If you are rich in the spirituality of Benedict of Nursia, Ignatius Loyola, Julian of Norwich or Yoda, you will regarded as a devout, prayerful soul with a rich heritage of deep engagement with God though the work and examples of these fine human folk (unless it is Yoda, in which case you are a Jedi which is reputedly different).
If you are enriched by the spirituality of Mary of Nazareth, you will fast discover a plethora, nay a panoply, of suspicion and confusion about your spiritual motives and the place of the human at the heart of it.
The fact is that your basic Mariology is to many a near-hideous thing that is to be shunned, ridiculed or else cast away as wrong. I have never understood this.
This emerged in a discussion that I was party to recently. Someone wanted to say some prayers in the context of a genuine and sincere Mariology, which is to say, to pray with Mary to the God who loves them both and to the God who chose the Virgin as the noblest vehicle for His grace. Sharp intakes of breath greeted this initiative and not for the firs time. I just don't understand why.

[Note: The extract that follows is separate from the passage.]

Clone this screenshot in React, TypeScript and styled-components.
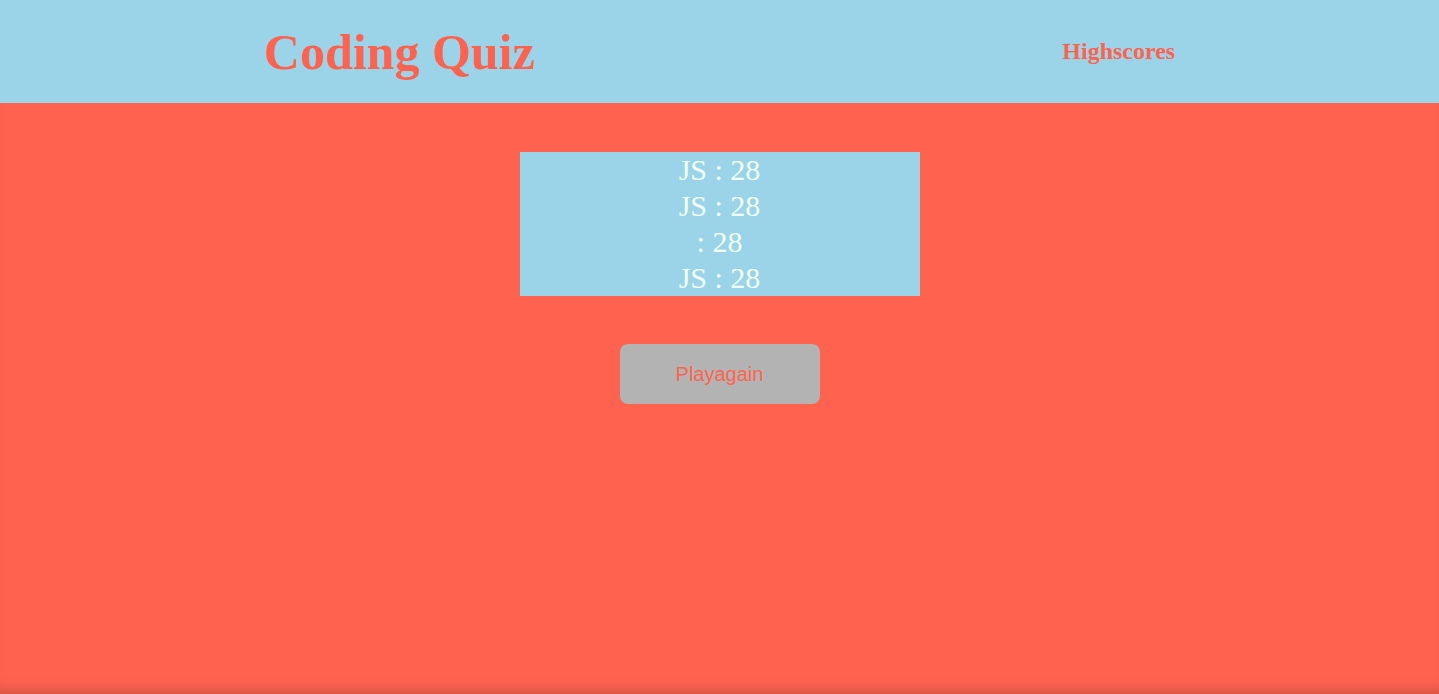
import React from "react";
import styled, { createGlobalStyle } from "styled-components";

const TOMATO = "#ff6350";
const SKY = "#9bd4e8";

const Global = createGlobalStyle`
  html, body { margin: 0; padding: 0; height: 100%; }
  body { background: ${TOMATO}; font-family: "Liberation Serif", "Times New Roman", serif; }
  #root { min-height: 100%; }
`;

const Page = styled.div`
  min-height: 100vh;
  display: flex;
  flex-direction: column;
  background: ${TOMATO};
  box-shadow: inset 0 -14px 16px -12px rgba(0, 0, 0, 0.22);
`;

const Header = styled.header`
  height: 103px;
  background: ${SKY};
  display: flex;
  align-items: center;
  justify-content: space-around;
`;

const Title = styled.h1`
  margin: 0;
  font-size: 50px;
  font-weight: bold;
  color: ${TOMATO};
  font-family: "Liberation Serif", serif;
`;

const NavLink = styled.a`
  font-size: 24px;
  font-weight: bold;
  color: ${TOMATO};
  text-decoration: none;
  font-family: "Liberation Serif", serif;
  cursor: pointer;
`;

const Main = styled.main`
  display: flex;
  flex-direction: column;
  align-items: center;
  padding-top: 49px;
  gap: 48px;
`;

const ScoreList = styled.ul`
  list-style: none;
  margin: 0;
  padding: 0;
  width: 400px;
  background: ${SKY};
`;

const ScoreItem = styled.li`
  text-align: center;
  font-size: 30px;
  line-height: 36px;
  color: #f0fff0;
  font-family: "Liberation Serif", serif;
`;

const PlayButton = styled.button`
  width: 200px;
  height: 60px;
  border: none;
  border-radius: 8px;
  background: #b3b3b3;
  color: ${TOMATO};
  font-family: "Liberation Sans", Arial, sans-serif;
  font-size: 20px;
  cursor: pointer;
`;

const scores = [
  { name: "JS", score: 28 },
  { name: "JS", score: 28 },
  { name: "", score: 28 },
  { name: "JS", score: 28 },
];

export default function App() {
  return (
    <>
      <Global />
      <Page>
        <Header>
          <Title>Coding Quiz</Title>
          <NavLink>Highscores</NavLink>
        </Header>
        <Main>
          <ScoreList>
            {scores.map((s, i) => (
              <ScoreItem key={i}>
                {s.name} : {s.score}
              </ScoreItem>
            ))}
          </ScoreList>
          <PlayButton>Playagain</PlayButton>
        </Main>
      </Page>
    </>
  );
}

A further discussion in this issue revealed that perhaps the Mariology wasn't the target of the tooth-filtered inhalation but the perceived misogyny that to many it represents. In the minds of many it seems to be - think Mary, think black-clad priests who say "no" to the ladies. It seems that the teenage refugee single-mother from Palestine has become the unwitting poster-girl for the anti-women lobby, but only in the minds of those who have a distaste for said lobby. Indeed, for some Anglicans, it seems that a reverential reference to Mary is tantamount to a claim of that vilest of offenses - membership of the Roman (ugh) Catholic (arrggh) Church.

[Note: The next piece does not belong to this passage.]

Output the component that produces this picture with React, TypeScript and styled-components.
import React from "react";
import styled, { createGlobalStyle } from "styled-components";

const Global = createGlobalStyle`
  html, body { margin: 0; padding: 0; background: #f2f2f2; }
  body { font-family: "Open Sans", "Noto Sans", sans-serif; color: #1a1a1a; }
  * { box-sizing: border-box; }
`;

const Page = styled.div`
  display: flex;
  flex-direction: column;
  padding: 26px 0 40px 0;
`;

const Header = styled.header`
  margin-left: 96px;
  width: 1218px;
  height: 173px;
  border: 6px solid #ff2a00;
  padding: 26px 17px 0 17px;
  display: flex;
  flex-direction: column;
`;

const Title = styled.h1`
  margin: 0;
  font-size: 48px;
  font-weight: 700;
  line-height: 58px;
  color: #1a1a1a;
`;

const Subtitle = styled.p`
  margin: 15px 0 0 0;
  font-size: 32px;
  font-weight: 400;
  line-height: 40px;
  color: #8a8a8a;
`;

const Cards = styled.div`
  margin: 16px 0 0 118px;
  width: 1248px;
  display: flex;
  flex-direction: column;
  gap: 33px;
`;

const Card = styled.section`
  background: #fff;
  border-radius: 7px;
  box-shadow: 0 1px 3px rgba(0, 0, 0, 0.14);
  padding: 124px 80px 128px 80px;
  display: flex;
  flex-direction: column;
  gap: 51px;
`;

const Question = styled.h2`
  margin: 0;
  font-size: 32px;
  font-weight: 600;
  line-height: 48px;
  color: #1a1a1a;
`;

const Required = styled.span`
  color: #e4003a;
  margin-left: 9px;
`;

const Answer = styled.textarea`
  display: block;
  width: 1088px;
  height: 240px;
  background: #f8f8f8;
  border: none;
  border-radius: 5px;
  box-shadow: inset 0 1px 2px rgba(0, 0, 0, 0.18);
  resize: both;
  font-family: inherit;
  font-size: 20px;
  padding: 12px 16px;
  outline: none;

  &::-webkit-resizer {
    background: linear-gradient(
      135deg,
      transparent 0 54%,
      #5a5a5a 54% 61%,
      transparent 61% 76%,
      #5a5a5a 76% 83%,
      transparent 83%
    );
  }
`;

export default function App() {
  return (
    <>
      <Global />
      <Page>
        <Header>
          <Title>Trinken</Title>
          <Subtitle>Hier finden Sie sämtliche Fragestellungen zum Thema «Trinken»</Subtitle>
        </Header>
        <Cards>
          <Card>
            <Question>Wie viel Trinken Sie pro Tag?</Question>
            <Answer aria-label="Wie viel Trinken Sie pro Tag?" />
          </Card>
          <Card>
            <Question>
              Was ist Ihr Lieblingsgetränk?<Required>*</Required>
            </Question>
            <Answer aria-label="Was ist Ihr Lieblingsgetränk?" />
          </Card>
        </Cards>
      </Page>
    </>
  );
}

And it is all ridiculous, Poppy-cock.
Those of us who cherish the place of Saint Mary in our spiritual lives do so for many reasons. For me it is about the absolute trust that she displayed in God though her simple but universe-changing "yes". For me, Mary's example of paramount selflessness when, as Simeon said, "a sword shall pierce your own soul too". For me Mary was the one single human chosen by God for the Incarnation. That surely makes her special, as God had so judged. She was flawed, and she was human - but she was an example to many of how to try and live as Christians. She is a conspicuous example of motherhood and affirmative female ministry, a woman who gave without counting the cost, a woman who watched the agony and death of her own son without looking away, a woman who devoted her entire life to one end - God's plan for our salvation.
That is my Mariology.
There is no voodoo. I haven't turned Mary, in my heart, into a quasi-deity. I pray with Mary and take her example to mould me. I do not pray to Mary as many might think, but simply ask her, presumptuously, to pray for me as, I believe, someone with a unique and special relationship with the Father. When I seek Mary's company in my prayers, it doesn't suddenly morph my theology or my politics. I don't suddenly become a different sort of Christian, or indeed make me want to change my ecclesiology. Indeed, when others seek openly to say some prayers in a Marian spirituality, I simply say 'thank you' that they want to pray at all.